Frostbite

These are all part of the coping process. However, despite of the availability of clothing able to battle out this temperature change, there are times or circumstances that put us in the position of being unable to fight the weather. One of these biggest risks is frostbite.

Frostbite is a medical condition where your skin and its tissues freeze.

This condition commonly occurs to exposed areas of the body-ears, nose, fingers, cheeks, chin, and even your feet. This means that any part of our body unable to deal with the temperature drop can be subject to this condition.

It can be difficult to deal with frostbite, and if not treated right, it could lead to frightening consequences such as nerve damage and amputation.

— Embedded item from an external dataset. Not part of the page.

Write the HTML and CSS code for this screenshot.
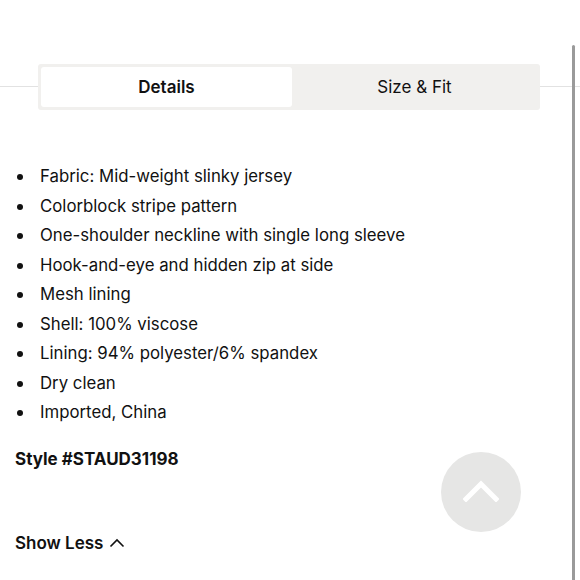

So a heads up: if you need to travel or stay out in the cold for long hours this winter season, you will be highly vulnerable to frostbite. There are many ways to avoid this, you can always layer your socks or use special heating devices. However, in case you suspect that you or someone you know is frostbitten, here is a list of the symptoms that you should carry around this season:

  • Your skin feels cold and includes a prickling feeling.
  • The affected areas feel numb
  • Your skin may turn red, white, a combination of bluish white or it may look grayish-yellow
  • Your skin appears hard or waxy
  • You become clumsy, and your muscles feel stiff
  • Blisters occur after you rewarm your skin (usually appears in severe cases)

These symptoms may not appear all at once but remain cautious as frostbite has three different stages:

  1. Frostnip – In the first stage, your skin feels very cold and it may appear pale or red. If unnoticed, you may also feel prickling or numbness, but do not worry since frostnip does not bring permanent damage to your skin.
  2. Superficial Frostbite – Your skin appears red and will turn white or pale. Although your skin feels soft, some ice crystals may occur. If you rewarm your skin at this stage, it will appear blue or purple. You may also feel stinging, burning, or swelling.
  3. Severe Frostbite – At this stage, you feel numb, losing all kinds of sensation (pain, cold, or any sense of discomfort). Your muscles and joints also stop functioning.

Watch for any sign of frostbite, especially if you stayed out in the cold weather for a long time. In case medical help is not immediately available, apply the following first aid steps:

  • Leave the cold and stay in a warm room right away.
  • Avoid walking unless it is absolutely necessary
  • Warm the frostbitten area in warm water. The water must not be hot, or it may burn your skin and cause further damage.
  • If warm water is not available, use your body to warm the affected area. (i.e. tuck your frostbitten fingers under your armpits)
  • Do not rub or massage the frostbitten part
  • Do not use the following when warming the affected skin: fireplace, stove, heating pad, or heat lamp. Doing so might cause more damage to the skin.